▶ [Dataset excerpt]:
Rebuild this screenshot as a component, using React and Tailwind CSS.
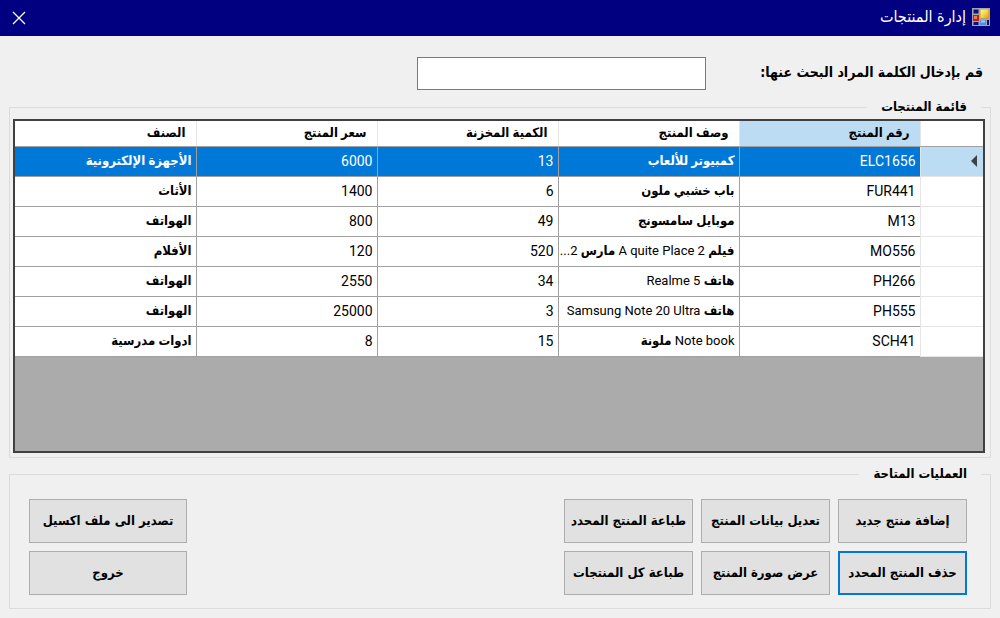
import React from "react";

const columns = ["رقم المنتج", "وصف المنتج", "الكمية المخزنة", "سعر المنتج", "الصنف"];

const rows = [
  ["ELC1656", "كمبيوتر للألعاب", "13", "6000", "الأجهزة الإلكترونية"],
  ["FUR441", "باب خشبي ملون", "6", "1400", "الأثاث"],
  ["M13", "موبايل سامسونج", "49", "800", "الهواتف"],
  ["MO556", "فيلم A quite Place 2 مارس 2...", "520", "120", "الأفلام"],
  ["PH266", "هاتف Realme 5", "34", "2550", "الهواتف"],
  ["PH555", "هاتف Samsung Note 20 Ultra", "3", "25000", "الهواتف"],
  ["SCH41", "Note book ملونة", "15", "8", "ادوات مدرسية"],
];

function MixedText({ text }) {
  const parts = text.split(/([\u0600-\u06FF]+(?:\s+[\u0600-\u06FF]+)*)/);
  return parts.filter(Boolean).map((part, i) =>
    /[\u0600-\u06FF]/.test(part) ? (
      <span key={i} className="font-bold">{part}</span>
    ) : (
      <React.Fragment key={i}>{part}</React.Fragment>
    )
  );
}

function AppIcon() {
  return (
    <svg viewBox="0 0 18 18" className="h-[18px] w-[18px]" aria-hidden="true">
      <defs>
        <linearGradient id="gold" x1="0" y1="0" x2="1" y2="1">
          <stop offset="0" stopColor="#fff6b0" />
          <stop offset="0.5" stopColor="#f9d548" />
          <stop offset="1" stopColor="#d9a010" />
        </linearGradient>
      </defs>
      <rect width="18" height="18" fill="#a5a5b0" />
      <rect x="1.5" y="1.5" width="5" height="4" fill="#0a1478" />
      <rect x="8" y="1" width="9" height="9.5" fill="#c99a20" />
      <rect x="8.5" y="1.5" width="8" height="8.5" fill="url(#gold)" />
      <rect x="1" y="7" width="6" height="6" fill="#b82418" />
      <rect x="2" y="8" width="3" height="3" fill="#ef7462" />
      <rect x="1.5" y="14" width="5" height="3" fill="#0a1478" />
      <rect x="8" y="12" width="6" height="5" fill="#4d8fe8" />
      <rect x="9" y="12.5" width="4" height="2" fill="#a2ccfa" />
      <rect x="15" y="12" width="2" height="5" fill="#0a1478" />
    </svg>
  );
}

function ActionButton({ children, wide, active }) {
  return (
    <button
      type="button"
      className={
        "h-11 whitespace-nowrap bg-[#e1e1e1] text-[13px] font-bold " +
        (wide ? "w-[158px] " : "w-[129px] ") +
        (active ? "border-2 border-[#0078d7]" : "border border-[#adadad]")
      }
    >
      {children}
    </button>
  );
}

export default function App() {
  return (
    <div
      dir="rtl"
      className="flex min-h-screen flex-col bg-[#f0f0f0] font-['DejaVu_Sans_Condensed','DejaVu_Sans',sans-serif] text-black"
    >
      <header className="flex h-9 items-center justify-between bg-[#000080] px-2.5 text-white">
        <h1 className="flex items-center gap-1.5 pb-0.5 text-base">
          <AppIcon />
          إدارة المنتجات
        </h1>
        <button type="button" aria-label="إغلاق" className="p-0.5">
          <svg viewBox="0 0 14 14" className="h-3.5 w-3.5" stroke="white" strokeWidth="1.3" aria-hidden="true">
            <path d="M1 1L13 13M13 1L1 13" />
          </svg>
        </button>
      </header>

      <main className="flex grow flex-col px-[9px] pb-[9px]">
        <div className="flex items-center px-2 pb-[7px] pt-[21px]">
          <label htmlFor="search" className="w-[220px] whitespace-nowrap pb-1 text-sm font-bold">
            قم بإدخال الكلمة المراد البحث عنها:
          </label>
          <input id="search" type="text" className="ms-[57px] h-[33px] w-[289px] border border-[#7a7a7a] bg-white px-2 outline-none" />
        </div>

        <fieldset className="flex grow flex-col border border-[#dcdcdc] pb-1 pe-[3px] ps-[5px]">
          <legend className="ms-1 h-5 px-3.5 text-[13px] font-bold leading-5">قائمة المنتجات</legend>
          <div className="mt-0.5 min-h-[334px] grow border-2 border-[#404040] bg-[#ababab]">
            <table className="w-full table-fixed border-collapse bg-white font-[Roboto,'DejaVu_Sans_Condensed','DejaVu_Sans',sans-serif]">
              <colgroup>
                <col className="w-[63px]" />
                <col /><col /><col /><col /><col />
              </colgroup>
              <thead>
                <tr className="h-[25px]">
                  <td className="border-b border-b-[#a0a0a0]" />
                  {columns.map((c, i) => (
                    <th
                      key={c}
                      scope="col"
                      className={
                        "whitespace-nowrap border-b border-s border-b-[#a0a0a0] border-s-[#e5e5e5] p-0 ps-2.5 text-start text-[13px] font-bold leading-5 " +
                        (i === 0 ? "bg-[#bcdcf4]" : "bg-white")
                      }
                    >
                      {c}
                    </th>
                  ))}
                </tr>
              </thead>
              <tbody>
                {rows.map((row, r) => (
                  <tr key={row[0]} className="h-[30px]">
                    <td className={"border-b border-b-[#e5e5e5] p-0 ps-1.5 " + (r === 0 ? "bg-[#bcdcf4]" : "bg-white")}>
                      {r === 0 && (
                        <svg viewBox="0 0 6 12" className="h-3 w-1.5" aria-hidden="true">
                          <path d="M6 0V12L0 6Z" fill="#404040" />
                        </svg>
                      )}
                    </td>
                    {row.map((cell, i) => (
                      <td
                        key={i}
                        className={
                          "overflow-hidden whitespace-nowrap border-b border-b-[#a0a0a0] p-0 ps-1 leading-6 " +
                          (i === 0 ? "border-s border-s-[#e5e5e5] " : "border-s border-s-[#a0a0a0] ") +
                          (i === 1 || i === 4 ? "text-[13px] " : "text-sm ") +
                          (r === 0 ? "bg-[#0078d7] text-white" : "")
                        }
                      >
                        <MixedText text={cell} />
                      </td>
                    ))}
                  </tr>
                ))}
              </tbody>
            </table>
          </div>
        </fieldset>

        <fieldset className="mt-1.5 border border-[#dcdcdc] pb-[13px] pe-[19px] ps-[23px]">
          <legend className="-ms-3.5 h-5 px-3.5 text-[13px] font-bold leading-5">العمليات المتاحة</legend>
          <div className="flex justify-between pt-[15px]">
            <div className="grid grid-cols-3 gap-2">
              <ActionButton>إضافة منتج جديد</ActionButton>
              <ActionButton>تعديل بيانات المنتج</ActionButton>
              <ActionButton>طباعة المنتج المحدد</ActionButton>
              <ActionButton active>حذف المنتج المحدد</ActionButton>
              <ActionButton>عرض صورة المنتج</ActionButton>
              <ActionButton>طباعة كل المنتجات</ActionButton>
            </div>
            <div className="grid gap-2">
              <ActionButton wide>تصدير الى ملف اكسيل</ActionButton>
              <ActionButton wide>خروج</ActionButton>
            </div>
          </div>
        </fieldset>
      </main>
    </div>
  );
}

▶ [Set problem]: Give the data above again in full and unchanged, skipping the pictures.

▶ [Answer for the task]:
Rebuild this screenshot as a component, using React and Tailwind CSS.
import React from "react";

const columns = ["رقم المنتج", "وصف المنتج", "الكمية المخزنة", "سعر المنتج", "الصنف"];

const rows = [
  ["ELC1656", "كمبيوتر للألعاب", "13", "6000", "الأجهزة الإلكترونية"],
  ["FUR441", "باب خشبي ملون", "6", "1400", "الأثاث"],
  ["M13", "موبايل سامسونج", "49", "800", "الهواتف"],
  ["MO556", "فيلم A quite Place 2 مارس 2...", "520", "120", "الأفلام"],
  ["PH266", "هاتف Realme 5", "34", "2550", "الهواتف"],
  ["PH555", "هاتف Samsung Note 20 Ultra", "3", "25000", "الهواتف"],
  ["SCH41", "Note book ملونة", "15", "8", "ادوات مدرسية"],
];

function MixedText({ text }) {
  const parts = text.split(/([\u0600-\u06FF]+(?:\s+[\u0600-\u06FF]+)*)/);
  return parts.filter(Boolean).map((part, i) =>
    /[\u0600-\u06FF]/.test(part) ? (
      <span key={i} className="font-bold">{part}</span>
    ) : (
      <React.Fragment key={i}>{part}</React.Fragment>
    )
  );
}

function AppIcon() {
  return (
    <svg viewBox="0 0 18 18" className="h-[18px] w-[18px]" aria-hidden="true">
      <defs>
        <linearGradient id="gold" x1="0" y1="0" x2="1" y2="1">
          <stop offset="0" stopColor="#fff6b0" />
          <stop offset="0.5" stopColor="#f9d548" />
          <stop offset="1" stopColor="#d9a010" />
        </linearGradient>
      </defs>
      <rect width="18" height="18" fill="#a5a5b0" />
      <rect x="1.5" y="1.5" width="5" height="4" fill="#0a1478" />
      <rect x="8" y="1" width="9" height="9.5" fill="#c99a20" />
      <rect x="8.5" y="1.5" width="8" height="8.5" fill="url(#gold)" />
      <rect x="1" y="7" width="6" height="6" fill="#b82418" />
      <rect x="2" y="8" width="3" height="3" fill="#ef7462" />
      <rect x="1.5" y="14" width="5" height="3" fill="#0a1478" />
      <rect x="8" y="12" width="6" height="5" fill="#4d8fe8" />
      <rect x="9" y="12.5" width="4" height="2" fill="#a2ccfa" />
      <rect x="15" y="12" width="2" height="5" fill="#0a1478" />
    </svg>
  );
}

function ActionButton({ children, wide, active }) {
  return (
    <button
      type="button"
      className={
        "h-11 whitespace-nowrap bg-[#e1e1e1] text-[13px] font-bold " +
        (wide ? "w-[158px] " : "w-[129px] ") +
        (active ? "border-2 border-[#0078d7]" : "border border-[#adadad]")
      }
    >
      {children}
    </button>
  );
}

export default function App() {
  return (
    <div
      dir="rtl"
      className="flex min-h-screen flex-col bg-[#f0f0f0] font-['DejaVu_Sans_Condensed','DejaVu_Sans',sans-serif] text-black"
    >
      <header className="flex h-9 items-center justify-between bg-[#000080] px-2.5 text-white">
        <h1 className="flex items-center gap-1.5 pb-0.5 text-base">
          <AppIcon />
          إدارة المنتجات
        </h1>
        <button type="button" aria-label="إغلاق" className="p-0.5">
          <svg viewBox="0 0 14 14" className="h-3.5 w-3.5" stroke="white" strokeWidth="1.3" aria-hidden="true">
            <path d="M1 1L13 13M13 1L1 13" />
          </svg>
        </button>
      </header>

      <main className="flex grow flex-col px-[9px] pb-[9px]">
        <div className="flex items-center px-2 pb-[7px] pt-[21px]">
          <label htmlFor="search" className="w-[220px] whitespace-nowrap pb-1 text-sm font-bold">
            قم بإدخال الكلمة المراد البحث عنها:
          </label>
          <input id="search" type="text" className="ms-[57px] h-[33px] w-[289px] border border-[#7a7a7a] bg-white px-2 outline-none" />
        </div>

        <fieldset className="flex grow flex-col border border-[#dcdcdc] pb-1 pe-[3px] ps-[5px]">
          <legend className="ms-1 h-5 px-3.5 text-[13px] font-bold leading-5">قائمة المنتجات</legend>
          <div className="mt-0.5 min-h-[334px] grow border-2 border-[#404040] bg-[#ababab]">
            <table className="w-full table-fixed border-collapse bg-white font-[Roboto,'DejaVu_Sans_Condensed','DejaVu_Sans',sans-serif]">
              <colgroup>
                <col className="w-[63px]" />
                <col /><col /><col /><col /><col />
              </colgroup>
              <thead>
                <tr className="h-[25px]">
                  <td className="border-b border-b-[#a0a0a0]" />
                  {columns.map((c, i) => (
                    <th
                      key={c}
                      scope="col"
                      className={
                        "whitespace-nowrap border-b border-s border-b-[#a0a0a0] border-s-[#e5e5e5] p-0 ps-2.5 text-start text-[13px] font-bold leading-5 " +
                        (i === 0 ? "bg-[#bcdcf4]" : "bg-white")
                      }
                    >
                      {c}
                    </th>
                  ))}
                </tr>
              </thead>
              <tbody>
                {rows.map((row, r) => (
                  <tr key={row[0]} className="h-[30px]">
                    <td className={"border-b border-b-[#e5e5e5] p-0 ps-1.5 " + (r === 0 ? "bg-[#bcdcf4]" : "bg-white")}>
                      {r === 0 && (
                        <svg viewBox="0 0 6 12" className="h-3 w-1.5" aria-hidden="true">
                          <path d="M6 0V12L0 6Z" fill="#404040" />
                        </svg>
                      )}
                    </td>
                    {row.map((cell, i) => (
                      <td
                        key={i}
                        className={
                          "overflow-hidden whitespace-nowrap border-b border-b-[#a0a0a0] p-0 ps-1 leading-6 " +
                          (i === 0 ? "border-s border-s-[#e5e5e5] " : "border-s border-s-[#a0a0a0] ") +
                          (i === 1 || i === 4 ? "text-[13px] " : "text-sm ") +
                          (r === 0 ? "bg-[#0078d7] text-white" : "")
                        }
                      >
                        <MixedText text={cell} />
                      </td>
                    ))}
                  </tr>
                ))}
              </tbody>
            </table>
          </div>
        </fieldset>

        <fieldset className="mt-1.5 border border-[#dcdcdc] pb-[13px] pe-[19px] ps-[23px]">
          <legend className="-ms-3.5 h-5 px-3.5 text-[13px] font-bold leading-5">العمليات المتاحة</legend>
          <div className="flex justify-between pt-[15px]">
            <div className="grid grid-cols-3 gap-2">
              <ActionButton>إضافة منتج جديد</ActionButton>
              <ActionButton>تعديل بيانات المنتج</ActionButton>
              <ActionButton>طباعة المنتج المحدد</ActionButton>
              <ActionButton active>حذف المنتج المحدد</ActionButton>
              <ActionButton>عرض صورة المنتج</ActionButton>
              <ActionButton>طباعة كل المنتجات</ActionButton>
            </div>
            <div className="grid gap-2">
              <ActionButton wide>تصدير الى ملف اكسيل</ActionButton>
              <ActionButton wide>خروج</ActionButton>
            </div>
          </div>
        </fieldset>
      </main>
    </div>
  );
}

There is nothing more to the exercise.